Milam appeared Monday in Clark County Superior Court on suspicion of vehicular homicide. Despite Milam’s lack of a criminal history, Judge Jennifer Snider set Milam’s bail at $100,000, citing concerns for community safety. She will be arraigned Aug. 16.

Authorities have not yet identified the motorcyclist. But family and friends identified him as 20-year-old Andrew Harig, according to a GoFundMe account.

“Andrew was an amazing young man. His kind heart and caring nature could be felt by all who knew him,” the memorial fund states. “He excelled at everything he did. If you called him for help at any time of the day, he would be there without question.”

Vancouver police and paramedics responded shortly before 2 p.m. Friday for a multivehicle crash, including a motorcycle, at the intersection of Northeast Fourth Plain Boulevard and Northeast Vancouver Mall Drive. The motorcyclist was declared dead at the scene, the affidavit says.

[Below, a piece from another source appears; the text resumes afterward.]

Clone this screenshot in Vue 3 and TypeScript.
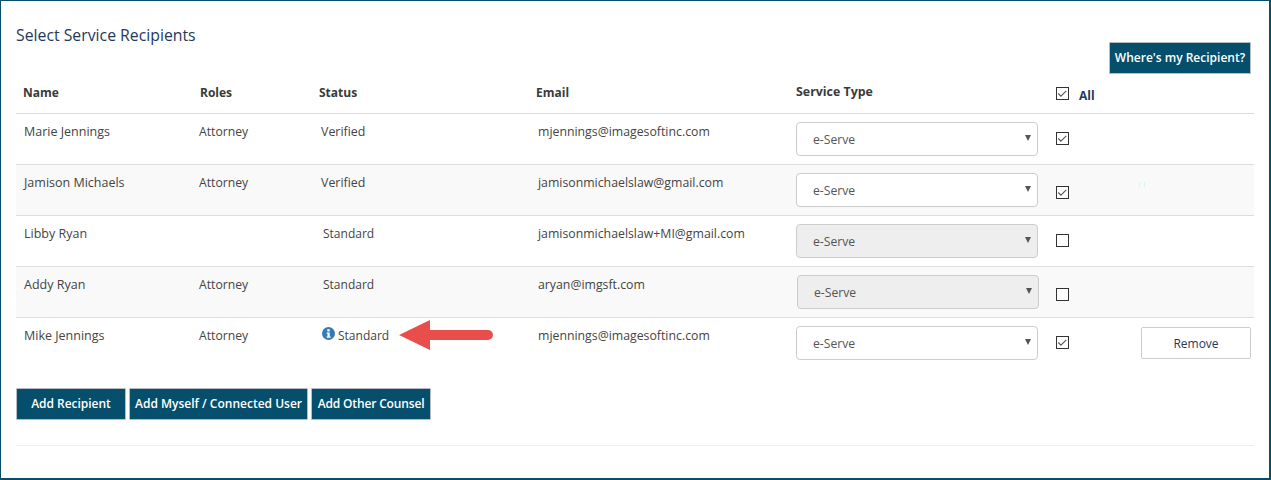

A witness, Brittany Gregory, told investigators she was following a black Toyota Camry east on Fourth Plain Boulevard and noticed it was swerving and having difficultly maintaining its lane. Gregory said the traffic signals for eastbound traffic were red and traffic was stopped, but the Toyota did not stop or slow down, according to the court document.

The Toyota crashed directly into the back of the stopped motorcycle, causing the rider to fly through the air and land in the middle of the intersection. The Toyota then struck several other vehicles before coming to a stop up on the curb on the south side of the road. The motorcycle was still attached to the hood of the Toyota, court records state.

The driver, identified by police as Milam, said “she thought she had a green light so she kept going without stopping or slowing down,” the affidavit says.

On Monday, Milam’s court-appointed attorney, Chris Ramsay, said no one knows if Milam was under the influence of anything and should be presumed innocent.

“This may just be a tragic accident, your honor,” he said.